While Willie Brown Middle was in organizational chaos, donors were shown how beautiful the school was, thanks to their gifts. “I used to have to watch when the wife of a Twitter exec would come surrounded by a gaggle of district people,” a former teacher said. “We had a lovely building, but it was like someone bought you a Ferrari and you popped open the hood and there was no engine.”
According to Duane, Willie Brown Middle’s fortunes hit rock bottom in 2016 and have risen slowly since then. The school’s fourth principal, Charleston Brown, is doing a better job. Students are not getting all the bells and whistles they were promised, but they are getting some, including robotics classes.
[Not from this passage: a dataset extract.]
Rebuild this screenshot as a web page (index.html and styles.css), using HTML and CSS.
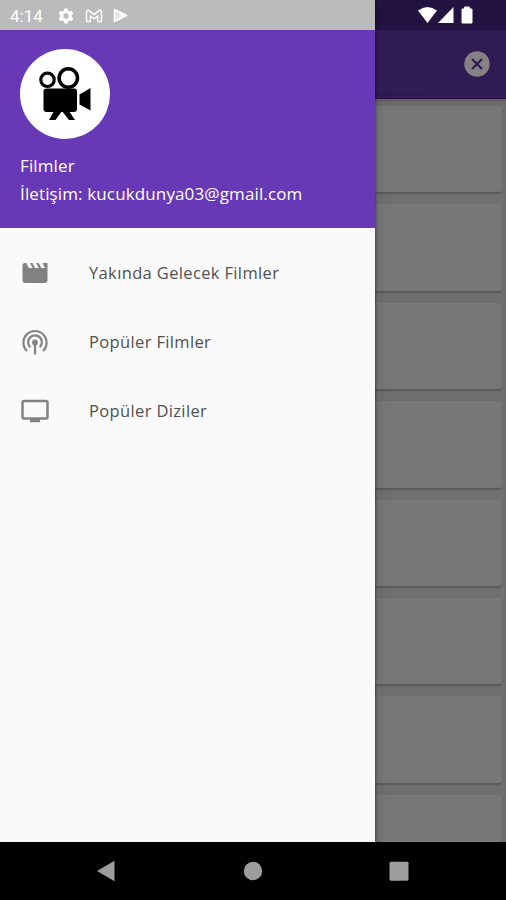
FILE: index.html
```html
<!DOCTYPE html>
<html lang="tr">
<head>
<meta charset="utf-8">
<title>Filmler</title>
<link rel="stylesheet" href="styles.css">
</head>
<body>
<div class="screen">
  <aside class="drawer">
    <div class="status">
      <span class="clock">4:14</span>
      <svg class="gear" viewBox="0 0 24 24"><path fill="#fff" fill-rule="evenodd" d="M19.4 13c.1-.6.1-1.300 0-2l2.100-1.600c.2-.2.2-.4.1-.6l-2-3.500c-.1-.2-.4-.3-.6-.2l-2.500 1a7 7 0 0 0-1.700-1L14.400 2.400c0-.2-.2-.4-.5-.4h-4c-.2 0-.4.2-.5.4L9.100 5.100a7 7 0 0 0-1.700 1l-2.500-1c-.2-.1-.5 0-.6.2l-2 3.500c-.1.2-.1.4.1.6L4.500 11a8 8 0 0 0 0 2l-2.100 1.600c-.2.2-.2.400-.1.600l2 3.500c.1.2.4.3.6.2l2.500-1a7 7 0 0 0 1.700 1l.4 2.700c0 .2.2.4.5.4h4c.2 0 .4-.2.5-.4l.4-2.700a7 7 0 0 0 1.700-1l2.500 1c.2.1.5 0 .6-.2l2-3.500c.1-.2.1-.4-.1-.6zM12 15.600a3.600 3.600 0 1 1 0-7.200 3.600 3.600 0 0 1 0 7.200z"/></svg>
      <svg class="mail" viewBox="0 0 18 15"><path fill="none" stroke="#fff" stroke-width="1.500" stroke-linejoin="round" d="M1 13.500V2.500Q1.500.8 3.300 1.500L9 6l5.700-4.500Q16.500.8 17 2.500v11h-4V7.500l-4 3-4-3v6z"/></svg>
      <svg class="play" viewBox="0 0 16 16"><path fill="#fff" fill-opacity=".65" stroke="#fff" stroke-width="1.500" stroke-linejoin="round" d="M1.500 1.500 14.500 8l-13 6.500z"/><path fill="#fff" d="M3 2l11 6-11 6 6-6z"/></svg>
    </div>
    <header class="profile">
      <svg class="avatar" viewBox="0 0 90 90"><circle cx="45" cy="45" r="45" fill="#fff"/><g fill="none" stroke="#000"><circle cx="27.500" cy="30.800" r="6.700" stroke-width="3.200"/><circle cx="48.300" cy="29" r="9.200" stroke-width="3.500"/></g><rect x="23.500" y="39.500" width="33.500" height="23.500" rx="3"/><path d="M59.500 45.500 70.500 39v22.500L59.500 55.500zM34 62h8l-6.500 9h-6.500zM42 62h7l6 9H49z"/></svg>
      <div class="name">Filmler</div>
      <div class="contact">İletişim: kucukdunya03@gmail.com</div>
    </header>
    <nav class="menu">
      <div class="item">
        <svg viewBox="0 0 24 24"><path fill="#828282" d="M18 4l2 4h-3l-2-4h-2l2 4h-3l-2-4H8l2 4H7L5 4H4c-1.100 0-2 .9-2 2v12c0 1.100.9 2 2 2h16c1.100 0 2-.9 2-2V4z"/></svg>
        <span>Yakında Gelecek Filmler</span>
      </div>
      <div class="item">
        <svg viewBox="0 0 30 30"><g fill="none" stroke="#828282" stroke-width="2.200"><path d="M7 24a11.600 11.600 0 1 1 16 0M10.200 20.200a6.900 6.900 0 1 1 9.600 0M15 16v11.500"/></g><circle cx="15" cy="15.500" r="2.900" fill="#828282"/></svg>
        <span>Popüler Filmler</span>
      </div>
      <div class="item">
        <svg viewBox="0 0 24 24"><path fill="#828282" d="M21 3H3c-1.100 0-2 .9-2 2v12c0 1.100.9 2 2 2h5v2h8v-2h5c1.100 0 2-.9 2-2V5c0-1.100-.9-2-2-2zm0 14H3V5h18z"/></svg>
        <span>Popüler Diziler</span>
      </div>
    </nav>
  </aside>
  <main class="behind">
    <div class="status-dim">
      <svg viewBox="0 0 56 18"><g fill="#fff"><path d="M0 4.500Q9.500-2.700 19 4.500L9.500 17z"/><path d="M20 17 35.500 1v16z"/><path d="M44 3h2.500V1h5v2H54v14H44z" stroke="#fff" stroke-linejoin="round"/></g></svg>
    </div>
    <div class="toolbar">
      <div class="field"></div>
      <svg class="clear" viewBox="0 0 26 26"><circle cx="13" cy="13" r="12.700" fill="#858185"/><path d="M8 8l10 10M18 8 8 18" stroke="#311b55" stroke-width="2.300"/></svg>
    </div>
    <div class="cards">
      <div class="card"></div><div class="card"></div><div class="card"></div><div class="card"></div><div class="card"></div><div class="card"></div><div class="card"></div><div class="card"></div>
    </div>
  </main>
</div>
<footer class="navbar">
  <svg viewBox="0 0 20 22"><path fill="#9d9d9d" d="M1 11 18.500.7v20.600z"/></svg>
  <svg viewBox="0 0 20 22"><circle cx="10" cy="11" r="9.200" fill="#9d9d9d"/></svg>
  <svg viewBox="0 0 20 22"><rect x=".5" y="1.700" width="19" height="19" rx="1.500" fill="#9d9d9d"/></svg>
</footer>
</body>
</html>
```
FILE: styles.css
```css
* { box-sizing: border-box; }
body {
  margin: 0;
  height: 900px;
  display: grid;
  grid-template-rows: 842px 58px;
  overflow: hidden;
  background: #000;
  font-family: "Open Sans", "Noto Sans", sans-serif;
}
svg { display: block; flex: none; }
.screen { display: grid; grid-template-columns: 375px 1fr; overflow: hidden; }
.drawer {
  z-index: 1;
  background: #fafafa;
  box-shadow: 0 0 3px rgba(0, 0, 0, .65), 0 0 16px rgba(0, 0, 0, .12);
}
.status {
  height: 30px;
  display: flex;
  align-items: center;
  padding: 1px 0 0 10px;
  background: #bbb;
}
.clock { width: 47px; color: #fff; font: 17px/20px Roboto, sans-serif; }
.gear { width: 18px; height: 18px; }
.mail { width: 18px; height: 14px; margin-left: 10px; }
.play { width: 15px; height: 15px; margin-left: 10px; }
.profile {
  height: 198px;
  padding: 19px 20px 0;
  background: #6739b6;
  color: #fff;
  font-size: 17px;
  line-height: 24px;
  letter-spacing: .13px;
  white-space: nowrap;
}
.avatar { width: 90px; height: 90px; }
.name { margin-top: 15px; }
.contact { margin-top: 4px; }
.menu { padding-top: 10px; }
.item {
  height: 69px;
  display: flex;
  align-items: center;
  gap: 39px;
  padding-left: 20px;
  color: #505050;
  font-size: 16.5px;
  letter-spacing: .36px;
  white-space: nowrap;
}
.item svg { width: 30px; height: 30px; }
.behind { min-width: 0; background: #707070; }
.status-dim { height: 30px; padding: 6px 0 0 43px; background: #231340; }
.status-dim svg { width: 56px; height: 18px; }
.toolbar {
  height: 69px;
  display: flex;
  align-items: center;
  justify-content: space-between;
  padding-right: 16px;
  background: #311b55;
  border-bottom: 1px solid #28124b;
}
.field { width: 54px; height: 65px; border-bottom: 1px solid #28164a; align-self: flex-start; }
.clear { width: 26px; height: 26px; }
.cards {
  display: grid;
  grid-auto-rows: 86.4px;
  gap: 12px;
  padding: 7px 4px 0 0;
  box-shadow: inset 0 5px 4px -2px rgba(0, 0, 0, .15);
}
.card {
  background: #777;
  border-radius: 0 3px 3px 0;
  box-shadow: 0 2px 2px rgba(0, 0, 0, .2), 0 0 2px rgba(0, 0, 0, .06);
}
.navbar {
  display: flex;
  justify-content: space-between;
  align-items: center;
  padding: 0 97px 0 96px;
  background: #000;
}
.navbar svg { width: 20px; height: 22px; }
```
But one problem is that salaries for teachers in San Francisco are relatively low, particularly given the very high costs of housing in that city. Teacher salaries start at $43,000, or the average yearly rent for a one-bedroom apartment. Principal Brown makes $100,000, but he has an hour-long commute from Fairfield. Fairfield pays its principals $114,000, so if a job opened up there, Brown would make more and have a less onerous commute.
Duane interviewed Eric Hanushek, a Stanford economist who is one of the nation’s leading experts on education. Hanushek told Duane that the key to determining whether a school is successful is whether teachers and principals stay at the school for a long time.
Salaries help, but it also helps to have a school where students want to learn, and teachers know they can do their jobs without having to constantly worry about violence.
The Willie Brown Middle story offers this lesson for donors. You can give for things—software, equipment for STEM classes, and even cafeterias where the meals are curated by locavores. But how can your grant encourage children to succeed in school?
If you can’t answer this question, you might ask yourself if your education grant is worth giving.